My staffy is a 14 month old female who bounces around 18-20 kg, she has 400g of raw meat every day, whether that be mince bought from the pet shop, or ox heart.
We order the ox heart in from the butchers, cut it all up into 200g portions, freeze it all. If it's frozen it'll last a while in the freezer.
Mine also has kidney and chicken wings 2-3 times a week, and eggs on a sunday.
She also has an occasional carrot or handful of cooked veg, just for a wee vitamin boost, plus she loves carrots.

It's not really that messy, although some dogs do like to take their food and carry it around the house and eat it elsewhere, so if there's any light coloured carpets in the house, keep that in mind!


----------



## TIMOTHY AND MATILDA (Oct 31, 2008)

I get all my doggys food from prize choice online :flrt: If I run out then pets at home have it and lots of pet shops can order it in for you
Prize choice deliver to me monthly,its great :flrt:


----------



## Kare (Mar 9, 2010)

I have never had a mess from raw feeding, the dogs will lick every drip up. The only mess I ever have to clean is from a water bowl and rarely the gravy from their weekly roast lunch.

I feed 14 meals a week, of those probably 
5-6 will be chicken wings, 
3-4 will be minced meat beef/lamb/rabbit, 
a couple will be healthy left overs, mainly of roast dinner
a couple will be egg based and 1 fish based normally with rice (dont leave rice more than an hour or two as a leftover, it is not safe), pasta or health eating baked beans or vegetable soup to make bulk
a couple offal based, so heart/kidney/chicken liver/tripe

I checked prices when I started and found buying from companies selling just as dog food was more expensive and complicated so I buy from Tesco/Sainsbury etc weekly 3 trays of chicken wings, 2 bags of frozen minced meat, and some fresh or frozen livers (love the frozen chicken liver most) or whatever is on sale selection shelf (offals often end up reduced) that fills the freezer meat tray. Then every time I feed I just move the meal for the same time tomorrow up to the food storage box we keep for dog food in the fridge to defrost.

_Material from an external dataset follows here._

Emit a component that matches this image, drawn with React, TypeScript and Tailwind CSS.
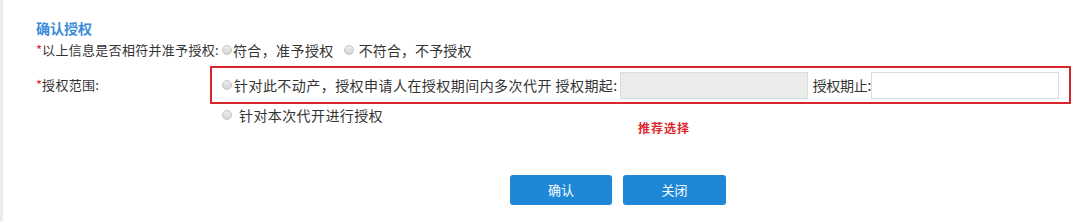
import React from 'react';

const Radio: React.FC<{ className?: string }> = ({ className = '' }) => (
  <span
    className={`inline-block w-[10px] h-[10px] rounded-full border border-[#c4c4c4] bg-gradient-to-b from-[#eeeeee] to-[#d6d6d6] shrink-0 ${className}`}
  />
);

const App: React.FC = () => {
  return (
    <div
      className="w-[1080px] h-[221px] bg-white border-l-[3px] border-[#ececec] text-[#333] overflow-hidden"
      style={{ fontFamily: '"Noto Sans CJK SC", "Noto Sans", sans-serif' }}
    >
      <div className="pl-[33px] pt-[18px]">
        {/* 标题 */}
        <div className="h-[20px] leading-[20px] text-[14px] font-bold text-[#3b8bd8]">确认授权</div>

        {/* 是否相符 */}
        <div className="mt-[2px] h-[20px] flex items-center text-[13px]">
          <span className="text-[#e0262d]">*</span>
          <span className="tracking-[0.3px]">以上信息是否相符并准予授权:</span>
          <Radio className="ml-[3px]" />
          <span className="ml-[1px] text-[14px] tracking-[0.4px]">符合，准予授权</span>
          <Radio className="ml-[10px]" />
          <span className="ml-[5px] text-[14px] tracking-[0.1px]">不符合，不予授权</span>
        </div>

        {/* 授权范围 */}
        <div className="mt-[6px] flex items-center">
          <div className="w-[174px] text-[13px]">
            <span className="text-[#e0262d]">*</span>
            <span className="tracking-[0.3px]">授权范围:</span>
          </div>
          <div className="w-[861px] h-[38px] border-2 border-[#d7262d] flex items-center pl-[10px] pr-[10px] text-[14px]">
            <Radio />
            <span className="ml-[2px] tracking-[0.45px] whitespace-nowrap">针对此不动产，授权申请人在授权期间内多次代开 授权期起:</span>
            <div className="ml-[2px] w-[188px] h-[27px] bg-[#ebebea] border border-[#dcdcdc]" />
            <span className="ml-[5px] whitespace-nowrap tracking-[-0.3px]">授权期止:</span>
            <div className="flex-1 h-[27px] bg-white border border-[#d6dde4]" />
          </div>
        </div>

        {/* 本次代开 */}
        <div className="mt-[1px] flex items-start">
          <div className="w-[174px]" />
          <div className="flex items-center h-[20px] pl-[12px] w-[428px]">
            <Radio />
            <span className="ml-[7px] text-[14px] tracking-[0.4px]">针对本次代开进行授权</span>
          </div>
          <div className="mt-[13px] h-[20px] leading-[20px] text-[12px] font-bold text-[#e0262d] tracking-[1px]">推荐选择</div>
        </div>

        {/* 按钮 */}
        <div className="mt-[37px] ml-[474px] flex gap-[11px]">
          <button className="w-[102px] h-[30px] rounded-[3px] bg-[#1e87d7] text-white text-[13px]">确认</button>
          <button className="w-[103px] h-[30px] rounded-[3px] bg-[#1e87d7] text-white text-[13px]">关闭</button>
        </div>
      </div>
    </div>
  );
};

export default App;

I also buy enough extra eggs, tins of healthy eating beans and soups and tinned tuna when buying for us (or sardines just for them)

Simplez


----------



## Cleo27 (Jan 9, 2010)

Thanks everyone! 
Going to try and find out from my butchers today if they will be able to supply, if not it will be asda or morrissons lmao.
Many thanks agian!x


----------



## frazer89 (Nov 18, 2010)

Feeding raw food to dogs is the way forward.. I had two working whippets for a year there (had to get rid of them but so the breeder got them back) they were fed a ra diet only and they were the two biggest, strongest, fittest and hardiest out of the litter of 8.. They got fed a mixture of, brown bread, goats milk, raw veg, ox heart, fat, old off cuts of meat, rabbit, chicken wings, chicken bones, pork bones with a bit of meat still on, lamb bones, tinned fish, lamb flanks, liver and raw eggs with the shell and cow bones once or twice a week.. None of it was ever cooked and I never once had a problem
with it, just gave them a good variety and always mixed it up.. 
Being a butcher does have a few perks


----------